I think they might be thinking of the old discontinued stapler that could shoot both staples and brads and wasn’t very good either. The AirStrike stapler is a totally new and different tool. They also make an AirStrike brad Nailer too but they are built just to do either staples or nails they are not interchangeable except for the battery platform.
Is there a storage case for the airstrike brad/crown nailer/ stapler?
Do you know if this tool can be used to staple asphalt roof shingles? I’m going to need to redo my roof and I’m wondering if I can use this bad boy. Maybe I need to get a special kind of nails?
Most roofing staplers use one inch crown staples. I highly doubt that a narrow crown stapler would have the necessary holding power for an asphalt shingle. The shingles are too soft for such a thin pressure surface. In fact, many municipalities have banned the use of staples, of any type when it comes to roofing materials, and require the use of round head nails.
You might find yourself a used coil roofing nailer (or rent one), if you feel the need for speed when re-roofing your house. But the first thing you should do is check your local building codes to see what is acceptable in the way of fasteners.
Could someone tell me if this tool would be suitable for pinning 1/2″ ply to a subfloor, securely (without the staples loosening over time) and ensuring below-surface fixing (so the indent could be filled)?

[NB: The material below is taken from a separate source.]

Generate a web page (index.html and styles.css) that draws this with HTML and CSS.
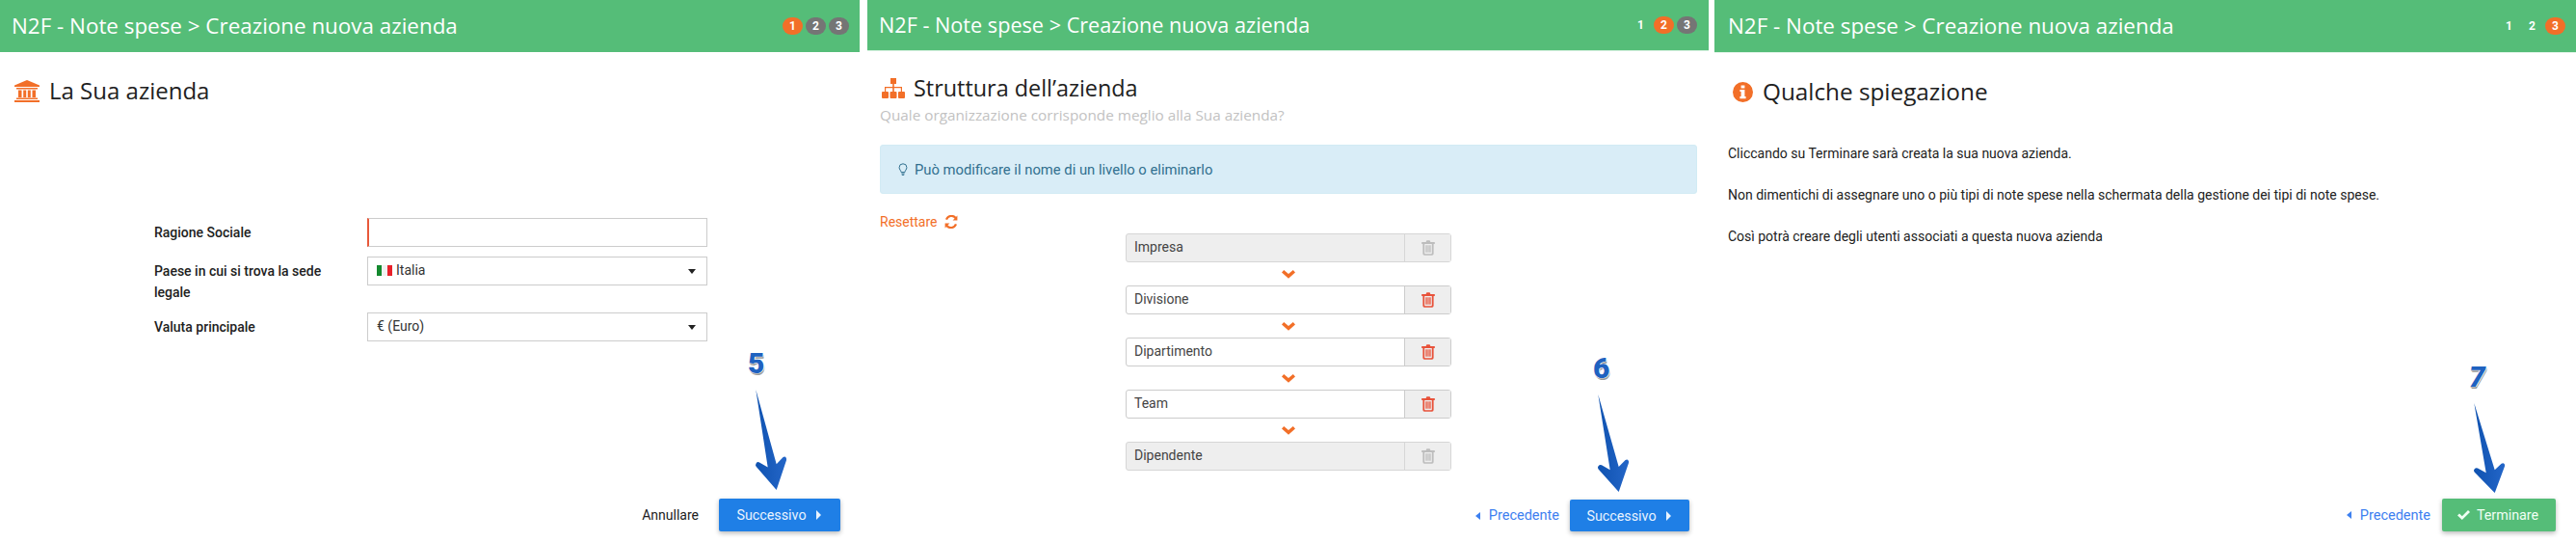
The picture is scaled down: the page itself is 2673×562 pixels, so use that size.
FILE: index.html
```html
<!DOCTYPE html>
<html lang="it">
<head>
<meta charset="utf-8">
<title>N2F - Note spese</title>
<link rel="stylesheet" href="styles.css">
</head>
<body>
<svg class="defs" width="0" height="0" aria-hidden="true">
  <defs>
    <linearGradient id="arrowfill" x1="0" y1="0" x2="1" y2="0">
      <stop offset="0" stop-color="#0f52b0"/>
      <stop offset="1" stop-color="#2466c8"/>
    </linearGradient>
    <symbol id="arrow" viewBox="3 3 34 106.5" preserveAspectRatio="none">
      <path d="M4.3 4 L25.7 81.7 L32.6 74.4 Q34.6 73 35.6 74.8 Q36.4 76 36 77.5 L25.7 108.5 L4.6 84.2 Q3.4 82.4 4.6 80.8 Q6 78.8 8 79.8 L16.7 85 Z" fill="url(#arrowfill)"/>
    </symbol>
    <symbol id="trash" viewBox="0 0 14 16">
      <path d="M4.6 2 L5.4 .2 H8.6 L9.4 2 H13.8 V4 H12.6 V14 Q12.6 15.8 11 15.8 H3 Q1.4 15.8 1.4 14 V4 H.2 V2 Z M3.2 4 V13.4 Q3.2 14.2 3.8 14.2 H10.2 Q10.8 14.2 10.8 13.4 V4 Z M4.4 5.2 H5.7 V12.8 H4.4 Z M6.4 5.2 H7.6 V12.8 H6.4 Z M8.3 5.2 H9.6 V12.8 H8.3 Z" fill="currentColor" fill-rule="evenodd"/>
    </symbol>
    <symbol id="chev" viewBox="0 0 14 9">
      <path d="M2.2 0 L7 4 L11.8 0 L14 2.4 L7 8.8 L0 2.4 Z" fill="currentColor"/>
    </symbol>
  </defs>
</svg>

<main class="sheet">
  <section class="panel panel-one">
    <header class="topbar topbar-one">
      <h1 class="topbar-title">N2F - Note spese &gt; Creazione nuova azienda</h1>
      <ol class="steps">
        <li class="step step-on">1</li>
        <li class="step step-off">2</li>
        <li class="step step-off">3</li>
      </ol>
    </header>
    <div class="heading heading-one">
      <svg class="ico-bank" viewBox="0 0 26 23" aria-hidden="true">
        <path d="M13 0 L26 5.5 V7 H0 V5.5 Z M2 8 H24 V9.5 H2 Z M4 10.5 H7.5 V18 H4 Z M9.2 10.5 H12.2 V18 H9.2 Z M13.8 10.5 H16.8 V18 H13.8 Z M18.5 10.5 H22 V18 H18.5 Z M2 18.6 H24 V20 H2 Z M0 21 H26 V23 H0 Z" fill="#f26f28"/>
      </svg>
      <h2 class="heading-text heading-text-one">La Sua azienda</h2>
    </div>
    <form class="company-form">
      <label class="field-label">Ragione Sociale</label>
      <div class="control control-required"></div>
      <label class="field-label">Paese in cui si trova la sede legale</label>
      <div class="control control-select">
        <span class="flag"><i class="flag-g"></i><i class="flag-w"></i><i class="flag-r"></i></span>
        <span class="select-value">Italia</span>
        <span class="select-caret"></span>
      </div>
      <label class="field-label">Valuta principale</label>
      <div class="control control-select">
        <span class="select-value">€ (Euro)</span>
        <span class="select-caret"></span>
      </div>
    </form>
    <footer class="actions actions-one">
      <a class="link-cancel">Annullare</a>
      <button class="btn btn-blue btn-next-one" type="button">Successivo<span class="caret-right"></span></button>
    </footer>
    <span class="callout callout-5">5</span>
    <svg class="pointer pointer-5" aria-hidden="true"><use href="#arrow"/></svg>
  </section>

  <section class="panel panel-two">
    <header class="topbar topbar-two">
      <h1 class="topbar-title topbar-title-small">N2F - Note spese &gt; Creazione nuova azienda</h1>
      <ol class="steps">
        <li class="step step-plain">1</li>
        <li class="step step-on">2</li>
        <li class="step step-off">3</li>
      </ol>
    </header>
    <div class="heading heading-two">
      <svg class="ico-sitemap" viewBox="0 0 24 21" aria-hidden="true">
        <path d="M9 0 H15 V6 H12.8 V9 H21 V14 H23 Q24 14 24 15 V20 Q24 21 23 21 H18 Q17 21 17 20 V15 Q17 14 18 14 H19.8 V10.2 H12.8 V14 H14.5 Q15.5 14 15.5 15 V20 Q15.5 21 14.5 21 H9.5 Q8.5 21 8.5 20 V15 Q8.5 14 9.5 14 H11.2 V10.2 H4.2 V14 H6 Q7 14 7 15 V20 Q7 21 6 21 H1 Q0 21 0 20 V15 Q0 14 1 14 H3 V9 H11.2 V6 H9 Z" fill="#f26f28"/>
      </svg>
      <h2 class="heading-text heading-text-two">Struttura dell’azienda</h2>
    </div>
    <p class="subtitle">Quale organizzazione corrisponde meglio alla Sua azienda?</p>
    <div class="notice">
      <svg class="ico-bulb" viewBox="0 0 10 14" aria-hidden="true">
        <path d="M5 .8 A3.9 3.9 0 0 1 8.9 4.7 C8.9 6.6 7.2 7.6 6.9 9.6 H3.1 C2.8 7.6 1.1 6.6 1.1 4.7 A3.9 3.9 0 0 1 5 .8 Z M3.4 11 H6.6 M3.8 12.4 H6.2" fill="none" stroke="#31708f" stroke-width="1"/>
      </svg>
      <span>Può modificare il nome di un livello o eliminarlo</span>
    </div>
    <a class="reset">Resettare
      <svg class="ico-refresh" viewBox="0 0 14 14" aria-hidden="true">
        <path d="M11.6 3 A5.6 5.6 0 0 0 2 4.6 M2.4 11 A5.6 5.6 0 0 0 12 9.4" fill="none" stroke="#f26f28" stroke-width="2.2"/>
        <path d="M13.4 .6 V5.4 H8.6 Z M.6 13.4 V8.6 H5.4 Z" fill="#f26f28"/>
      </svg>
    </a>
    <div class="levels">
      <div class="level level-locked"><span class="level-name">Impresa</span><span class="level-del"><svg class="ico-trash"><use href="#trash"/></svg></span></div>
      <svg class="ico-chev"><use href="#chev"/></svg>
      <div class="level"><span class="level-name">Divisione</span><span class="level-del"><svg class="ico-trash"><use href="#trash"/></svg></span></div>
      <svg class="ico-chev"><use href="#chev"/></svg>
      <div class="level"><span class="level-name">Dipartimento</span><span class="level-del"><svg class="ico-trash"><use href="#trash"/></svg></span></div>
      <svg class="ico-chev"><use href="#chev"/></svg>
      <div class="level"><span class="level-name">Team</span><span class="level-del"><svg class="ico-trash"><use href="#trash"/></svg></span></div>
      <svg class="ico-chev"><use href="#chev"/></svg>
      <div class="level level-locked"><span class="level-name">Dipendente</span><span class="level-del"><svg class="ico-trash"><use href="#trash"/></svg></span></div>
    </div>
    <footer class="actions actions-two">
      <a class="link-prev"><span class="caret-left"></span>Precedente</a>
      <button class="btn btn-blue btn-next-two" type="button">Successivo<span class="caret-right"></span></button>
    </footer>
    <span class="callout callout-6">6</span>
    <svg class="pointer pointer-6" aria-hidden="true"><use href="#arrow"/></svg>
  </section>

  <section class="panel panel-three">
    <header class="topbar topbar-three">
      <h1 class="topbar-title">N2F - Note spese &gt; Creazione nuova azienda</h1>
      <ol class="steps">
        <li class="step step-plain">1</li>
        <li class="step step-plain">2</li>
        <li class="step step-on">3</li>
      </ol>
    </header>
    <div class="heading heading-three">
      <svg class="ico-info" viewBox="0 0 21 21" aria-hidden="true">
        <path d="M10.5 0 A10.5 10.5 0 1 1 10.5 21 A10.5 10.5 0 1 1 10.5 0 Z M8.6 3.4 V6.4 H12.4 V3.4 Z M7.4 8 V10 H8.6 V15 H7.4 V17.2 H13.6 V15 H12.4 V8 Z" fill="#f26f28" fill-rule="evenodd"/>
      </svg>
      <h2 class="heading-text heading-text-three">Qualche spiegazione</h2>
    </div>
    <div class="explain">
      <p class="explain-line">Cliccando su Terminare sarà creata la sua nuova azienda.</p>
      <p class="explain-line">Non dimentichi di assegnare uno o più tipi di note spese nella schermata della gestione dei tipi di note spese.</p>
      <p class="explain-line">Così potrà creare degli utenti associati a questa nuova azienda</p>
    </div>
    <footer class="actions actions-three">
      <a class="link-prev"><span class="caret-left"></span>Precedente</a>
      <button class="btn btn-green" type="button">
        <svg class="ico-check" viewBox="0 0 13 10" aria-hidden="true"><path d="M0 5.4 L2 3.4 L4.8 6.2 L11 0 L13 2 L4.8 10 Z" fill="currentColor"/></svg>Terminare
      </button>
    </footer>
    <span class="callout callout-7">7</span>
    <svg class="pointer pointer-7" aria-hidden="true"><use href="#arrow"/></svg>
  </section>
</main>
</body>
</html>
```
FILE: styles.css
```css
* { box-sizing: border-box; }
html, body { margin: 0; padding: 0; background: #fff; }
body { width: 2673px; height: 562px; overflow: hidden; font-family: Roboto, "Liberation Sans", sans-serif; font-size: 14px; color: #212121; }
.defs { position: absolute; }

.sheet { display: flex; height: 562px; }
.panel { position: relative; display: flex; flex-direction: column; height: 562px; flex: none; }
.panel-one { width: 892px; margin-right: 8px; }
.panel-two { width: 873px; margin-right: 6px; }
.panel-three { width: 894px; }

.topbar { display: flex; align-items: center; justify-content: space-between; background: #55bd78; color: #fff; flex: none; padding-left: 12px; padding-right: 11px; }
.topbar-one { height: 54px; }
.topbar-two { height: 53px; padding-right: 12px; border-bottom: 1px solid #cfeeda; }
.topbar-three { height: 55px; padding-left: 14px; border-bottom: 1px solid #e2f4e8; }
.topbar-title { margin: 0; font: 400 22.4px/30px "Open Sans", sans-serif; white-space: nowrap; }
.topbar-title-small { font-size: 21.65px; }

.steps { display: flex; gap: 3px; list-style: none; margin: 0; padding: 0; }
.step { width: 21px; height: 18px; border-radius: 9px; text-align: center; font: 700 12px/18px Roboto, sans-serif; color: #fff; }
.step-on { background: #f26f28; }
.step-off { background: #757575; }
.step-plain { background: transparent; }

.heading { display: flex; align-items: center; height: 30px; flex: none; }
.heading-one { margin-top: 25px; padding-left: 15px; }
.heading-two { margin-top: 23px; padding-left: 15px; }
.heading-three { margin-top: 25px; padding-left: 19px; }
.heading-text { margin: 0 0 0 10px; font: 400 23.4px/30px "Open Sans", sans-serif; color: #212121; white-space: nowrap; }
.heading-text-one { font-size: 24px; }
.heading-text-two { margin-left: 9px; }
.heading-text-three { font-size: 24.3px; }
.ico-bank { width: 26px; height: 23px; flex: none; }
.ico-sitemap { width: 24px; height: 21px; flex: none; }
.ico-info { width: 21px; height: 21px; flex: none; }

.company-form { display: grid; grid-template-columns: 221px 353px; row-gap: 10px; margin: 117px 0 0 160px; }
.field-label { padding: 4px 30px 0 0; font-weight: 500; font-size: 14px; line-height: 22px; color: #212121; }
.control { height: 30px; border: 1px solid #ccc; background: #fff; display: flex; align-items: center; }
.control-required { border-left: 2px solid #e8593a; }
.control-select { padding: 0 11px 2px 9px; }
.select-value { flex: 1; color: #333; font-size: 14px; line-height: 20px; }
.select-caret { width: 0; height: 0; border-left: 4px solid transparent; border-right: 4px solid transparent; border-top: 5px solid #222; margin-top: 2px; }
.flag { display: flex; width: 16px; height: 11px; margin-right: 4px; flex: none; }
.flag i { flex: 1; }
.flag-g { background: #14892e; }
.flag-w { background: #f1f1f1; }
.flag-r { background: #e8202a; }

.actions { display: flex; align-items: center; justify-content: flex-end; margin-top: auto; padding-bottom: 11px; flex: none; }
.actions-one { padding-right: 20px; gap: 21px; }
.actions-two { padding-right: 20px; gap: 11px; }
.actions-three { padding-right: 21px; gap: 12px; }
.link-cancel { font-size: 14px; color: #212121; }
.link-prev { display: flex; align-items: center; color: #3d80f0; font-size: 14.5px; }
.caret-left { width: 0; height: 0; border-top: 4px solid transparent; border-bottom: 4px solid transparent; border-right: 5px solid #3d80f0; margin-right: 9px; }
.caret-right { display: inline-block; width: 0; height: 0; border-top: 5px solid transparent; border-bottom: 5px solid transparent; border-left: 5px solid currentColor; margin-left: 10px; vertical-align: 0; }

.btn { display: flex; align-items: center; justify-content: center; height: 34px; border: 0; border-radius: 2px; color: #fff; font: 400 14.3px/20px Roboto, sans-serif; box-shadow: 0 2px 5px rgba(0,0,0,.28); padding: 0 2px 0 0; }
.btn-blue { background: #1f7fe6; color: #e9f3ff; }
.btn-next-one { width: 126px; }
.btn-next-two { width: 124px; height: 33px; }
.btn-green { width: 118px; background: #55bd78; color: #f0fff4; }
.ico-check { width: 13px; height: 10px; margin-right: 7px; }

.subtitle { margin: 3px 0 0 13px; font: 400 15.3px/20px "Open Sans", sans-serif; color: #c2c2c2; white-space: nowrap; }
.notice { display: flex; align-items: center; height: 51px; margin: 21px 12px 0 13px; padding-left: 18px; background: #d9edf7; border: 1px solid #d2ebf4; border-radius: 3px; color: #31708f; font-size: 14.8px; flex: none; }
.ico-bulb { width: 10px; height: 14px; margin-right: 7px; }
.reset { display: flex; align-items: center; height: 20px; margin: 19px 0 0 13px; color: #f26f28; font-size: 14px; }
.ico-refresh { width: 14px; height: 14px; margin-left: 7px; }

.levels { display: flex; flex-direction: column; align-items: center; width: 338px; margin: 2px 0 0 268px; }
.level { display: flex; width: 338px; height: 30px; border: 1px solid #ccc; border-radius: 3px; background: #fff; flex: none; }
.level-name { flex: 1; padding: 0 8px; line-height: 26px; font-size: 14px; color: #444; }
.level-del { display: flex; align-items: center; justify-content: center; width: 48px; background: #eee; border-left: 1px solid #ccc; color: #e8523a; }
.level-locked { background: #eee; border-color: #d6d6d6; }
.level-locked .level-del { color: #bdbdbd; border-left-color: #d6d6d6; }
.ico-trash { width: 14px; height: 16px; }
.ico-chev { width: 14px; height: 9px; color: #f26f28; margin: 8px 0 7px; flex: none; }

.explain { margin: 39px 0 0 14px; }
.explain-line { margin: 0 0 23px; font-size: 14px; line-height: 20px; color: #212121; white-space: nowrap; }

.callout { position: absolute; font: 900 30px/30px Roboto, sans-serif; color: #1f62c0; text-shadow: 1px 0 0 #fff, -1px 0 0 #fff, 0 1px 0 #bbb, 1px 2px 0 #999; }
.callout-5 { left: 776px; top: 362px; }
.callout-6 { left: 753px; top: 367px; }
.callout-7 { left: 783px; top: 376px; font-style: italic; }

.pointer { position: absolute; overflow: visible; }
.pointer-5 { left: 783px; top: 403px; width: 34px; height: 106px; }
.pointer-6 { left: 757px; top: 408px; width: 34px; height: 103px; }
.pointer-7 { left: 787px; top: 417px; width: 34px; height: 95px; }
```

You get what you pay for. This stapler has many limitations. It’s heavy, it does not work in cool temperatures below 40 degrees F, and even at room temperature it tends to mis-fire too frequently. The push-rod that fires the staples would not recycle in temps below 40 degrees even after I disassembled and degreased the unit. May be OK for DYI but not for job-site production work. Best to pony up for a Paslode or other contractor grade tool. Best thing about it was HD’s terrific Return Policy. No questions asked!